_What is needed_
Repeat all the material exactly; pictures stay out of your copy.

_Available data_
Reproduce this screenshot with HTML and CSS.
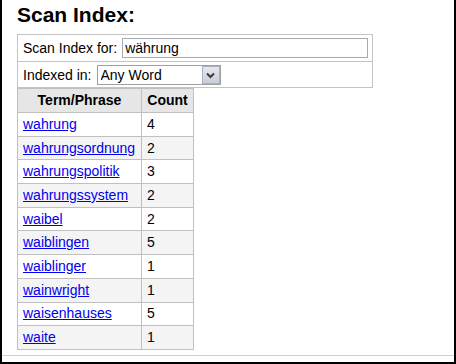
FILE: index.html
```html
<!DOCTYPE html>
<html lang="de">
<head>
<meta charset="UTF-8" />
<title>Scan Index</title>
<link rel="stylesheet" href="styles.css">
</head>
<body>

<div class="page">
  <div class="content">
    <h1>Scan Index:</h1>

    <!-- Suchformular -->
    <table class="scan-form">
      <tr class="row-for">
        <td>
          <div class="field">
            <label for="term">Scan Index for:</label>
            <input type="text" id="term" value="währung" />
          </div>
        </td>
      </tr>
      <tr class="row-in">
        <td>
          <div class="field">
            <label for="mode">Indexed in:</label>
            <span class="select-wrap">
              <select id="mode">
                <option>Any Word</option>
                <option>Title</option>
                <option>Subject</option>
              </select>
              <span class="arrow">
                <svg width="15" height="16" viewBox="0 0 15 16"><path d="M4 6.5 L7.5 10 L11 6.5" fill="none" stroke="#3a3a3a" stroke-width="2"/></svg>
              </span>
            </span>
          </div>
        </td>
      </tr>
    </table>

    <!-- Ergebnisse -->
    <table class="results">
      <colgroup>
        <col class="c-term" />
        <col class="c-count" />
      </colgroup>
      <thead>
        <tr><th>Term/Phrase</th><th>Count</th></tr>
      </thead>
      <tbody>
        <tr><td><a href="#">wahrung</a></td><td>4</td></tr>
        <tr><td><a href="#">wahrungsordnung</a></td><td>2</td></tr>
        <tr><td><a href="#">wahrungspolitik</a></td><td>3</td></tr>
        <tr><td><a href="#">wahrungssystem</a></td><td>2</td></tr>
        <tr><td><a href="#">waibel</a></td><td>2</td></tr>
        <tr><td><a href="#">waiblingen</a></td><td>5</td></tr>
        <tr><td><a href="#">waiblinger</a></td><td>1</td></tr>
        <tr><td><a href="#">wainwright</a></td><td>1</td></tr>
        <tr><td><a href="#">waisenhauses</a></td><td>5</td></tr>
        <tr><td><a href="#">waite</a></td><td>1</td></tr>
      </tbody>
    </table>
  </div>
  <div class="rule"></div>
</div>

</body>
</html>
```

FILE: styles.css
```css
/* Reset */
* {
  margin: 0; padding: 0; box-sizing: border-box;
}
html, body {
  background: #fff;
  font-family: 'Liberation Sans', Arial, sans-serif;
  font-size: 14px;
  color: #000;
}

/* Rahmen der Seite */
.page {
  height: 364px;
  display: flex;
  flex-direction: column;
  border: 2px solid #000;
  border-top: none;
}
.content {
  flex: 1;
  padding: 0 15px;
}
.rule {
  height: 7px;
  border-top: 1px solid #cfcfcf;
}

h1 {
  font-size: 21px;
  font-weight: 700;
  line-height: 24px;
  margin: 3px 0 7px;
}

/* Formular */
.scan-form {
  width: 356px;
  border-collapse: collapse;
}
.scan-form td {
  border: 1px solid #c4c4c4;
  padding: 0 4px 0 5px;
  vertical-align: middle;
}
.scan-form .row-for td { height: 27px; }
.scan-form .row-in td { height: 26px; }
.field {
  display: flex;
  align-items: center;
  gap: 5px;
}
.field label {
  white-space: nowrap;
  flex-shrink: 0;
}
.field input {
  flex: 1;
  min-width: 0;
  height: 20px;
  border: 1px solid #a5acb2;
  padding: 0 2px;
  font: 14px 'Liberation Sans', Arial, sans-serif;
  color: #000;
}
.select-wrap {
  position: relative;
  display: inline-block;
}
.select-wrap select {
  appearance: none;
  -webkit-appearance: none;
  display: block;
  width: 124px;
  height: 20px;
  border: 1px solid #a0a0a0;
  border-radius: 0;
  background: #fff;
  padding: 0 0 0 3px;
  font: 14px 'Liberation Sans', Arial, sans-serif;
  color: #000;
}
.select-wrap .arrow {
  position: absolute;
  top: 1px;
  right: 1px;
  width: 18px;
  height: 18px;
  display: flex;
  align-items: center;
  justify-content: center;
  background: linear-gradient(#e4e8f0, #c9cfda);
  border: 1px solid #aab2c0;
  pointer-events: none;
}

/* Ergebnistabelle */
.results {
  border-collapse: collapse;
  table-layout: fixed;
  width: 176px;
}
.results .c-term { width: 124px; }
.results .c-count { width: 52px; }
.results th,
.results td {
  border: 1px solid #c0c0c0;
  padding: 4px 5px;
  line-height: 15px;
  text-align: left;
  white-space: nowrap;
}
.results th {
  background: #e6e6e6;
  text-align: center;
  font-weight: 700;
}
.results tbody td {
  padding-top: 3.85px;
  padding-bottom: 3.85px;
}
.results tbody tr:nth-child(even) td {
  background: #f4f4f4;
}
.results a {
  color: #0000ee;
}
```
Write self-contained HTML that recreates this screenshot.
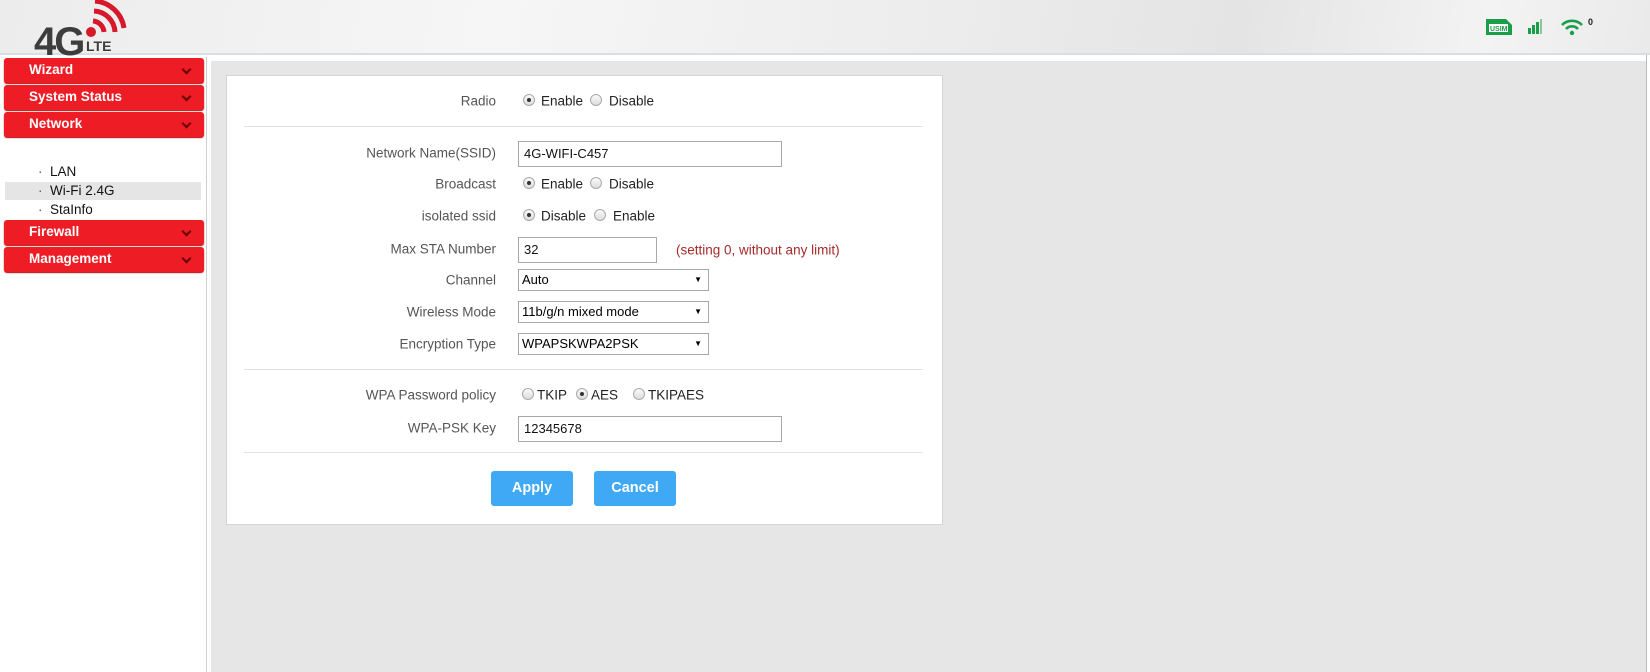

_Correct output_
Reproduce this screenshot with HTML and CSS.
FILE: index.html
```html
<!DOCTYPE html>
<html lang="de">
<head>
<meta charset="UTF-8" />
<title>Scan Index</title>
<link rel="stylesheet" href="styles.css">
</head>
<body>

<div class="page">
  <div class="content">
    <h1>Scan Index:</h1>

    <!-- Suchformular -->
    <table class="scan-form">
      <tr class="row-for">
        <td>
          <div class="field">
            <label for="term">Scan Index for:</label>
            <input type="text" id="term" value="währung" />
          </div>
        </td>
      </tr>
      <tr class="row-in">
        <td>
          <div class="field">
            <label for="mode">Indexed in:</label>
            <span class="select-wrap">
              <select id="mode">
                <option>Any Word</option>
                <option>Title</option>
                <option>Subject</option>
              </select>
              <span class="arrow">
                <svg width="15" height="16" viewBox="0 0 15 16"><path d="M4 6.5 L7.5 10 L11 6.5" fill="none" stroke="#3a3a3a" stroke-width="2"/></svg>
              </span>
            </span>
          </div>
        </td>
      </tr>
    </table>

    <!-- Ergebnisse -->
    <table class="results">
      <colgroup>
        <col class="c-term" />
        <col class="c-count" />
      </colgroup>
      <thead>
        <tr><th>Term/Phrase</th><th>Count</th></tr>
      </thead>
      <tbody>
        <tr><td><a href="#">wahrung</a></td><td>4</td></tr>
        <tr><td><a href="#">wahrungsordnung</a></td><td>2</td></tr>
        <tr><td><a href="#">wahrungspolitik</a></td><td>3</td></tr>
        <tr><td><a href="#">wahrungssystem</a></td><td>2</td></tr>
        <tr><td><a href="#">waibel</a></td><td>2</td></tr>
        <tr><td><a href="#">waiblingen</a></td><td>5</td></tr>
        <tr><td><a href="#">waiblinger</a></td><td>1</td></tr>
        <tr><td><a href="#">wainwright</a></td><td>1</td></tr>
        <tr><td><a href="#">waisenhauses</a></td><td>5</td></tr>
        <tr><td><a href="#">waite</a></td><td>1</td></tr>
      </tbody>
    </table>
  </div>
  <div class="rule"></div>
</div>

</body>
</html>
```

FILE: styles.css
```css
/* Reset */
* {
  margin: 0; padding: 0; box-sizing: border-box;
}
html, body {
  background: #fff;
  font-family: 'Liberation Sans', Arial, sans-serif;
  font-size: 14px;
  color: #000;
}

/* Rahmen der Seite */
.page {
  height: 364px;
  display: flex;
  flex-direction: column;
  border: 2px solid #000;
  border-top: none;
}
.content {
  flex: 1;
  padding: 0 15px;
}
.rule {
  height: 7px;
  border-top: 1px solid #cfcfcf;
}

h1 {
  font-size: 21px;
  font-weight: 700;
  line-height: 24px;
  margin: 3px 0 7px;
}

/* Formular */
.scan-form {
  width: 356px;
  border-collapse: collapse;
}
.scan-form td {
  border: 1px solid #c4c4c4;
  padding: 0 4px 0 5px;
  vertical-align: middle;
}
.scan-form .row-for td { height: 27px; }
.scan-form .row-in td { height: 26px; }
.field {
  display: flex;
  align-items: center;
  gap: 5px;
}
.field label {
  white-space: nowrap;
  flex-shrink: 0;
}
.field input {
  flex: 1;
  min-width: 0;
  height: 20px;
  border: 1px solid #a5acb2;
  padding: 0 2px;
  font: 14px 'Liberation Sans', Arial, sans-serif;
  color: #000;
}
.select-wrap {
  position: relative;
  display: inline-block;
}
.select-wrap select {
  appearance: none;
  -webkit-appearance: none;
  display: block;
  width: 124px;
  height: 20px;
  border: 1px solid #a0a0a0;
  border-radius: 0;
  background: #fff;
  padding: 0 0 0 3px;
  font: 14px 'Liberation Sans', Arial, sans-serif;
  color: #000;
}
.select-wrap .arrow {
  position: absolute;
  top: 1px;
  right: 1px;
  width: 18px;
  height: 18px;
  display: flex;
  align-items: center;
  justify-content: center;
  background: linear-gradient(#e4e8f0, #c9cfda);
  border: 1px solid #aab2c0;
  pointer-events: none;
}

/* Ergebnistabelle */
.results {
  border-collapse: collapse;
  table-layout: fixed;
  width: 176px;
}
.results .c-term { width: 124px; }
.results .c-count { width: 52px; }
.results th,
.results td {
  border: 1px solid #c0c0c0;
  padding: 4px 5px;
  line-height: 15px;
  text-align: left;
  white-space: nowrap;
}
.results th {
  background: #e6e6e6;
  text-align: center;
  font-weight: 700;
}
.results tbody td {
  padding-top: 3.85px;
  padding-bottom: 3.85px;
}
.results tbody tr:nth-child(even) td {
  background: #f4f4f4;
}
.results a {
  color: #0000ee;
}
```
Write self-contained HTML that recreates this screenshot.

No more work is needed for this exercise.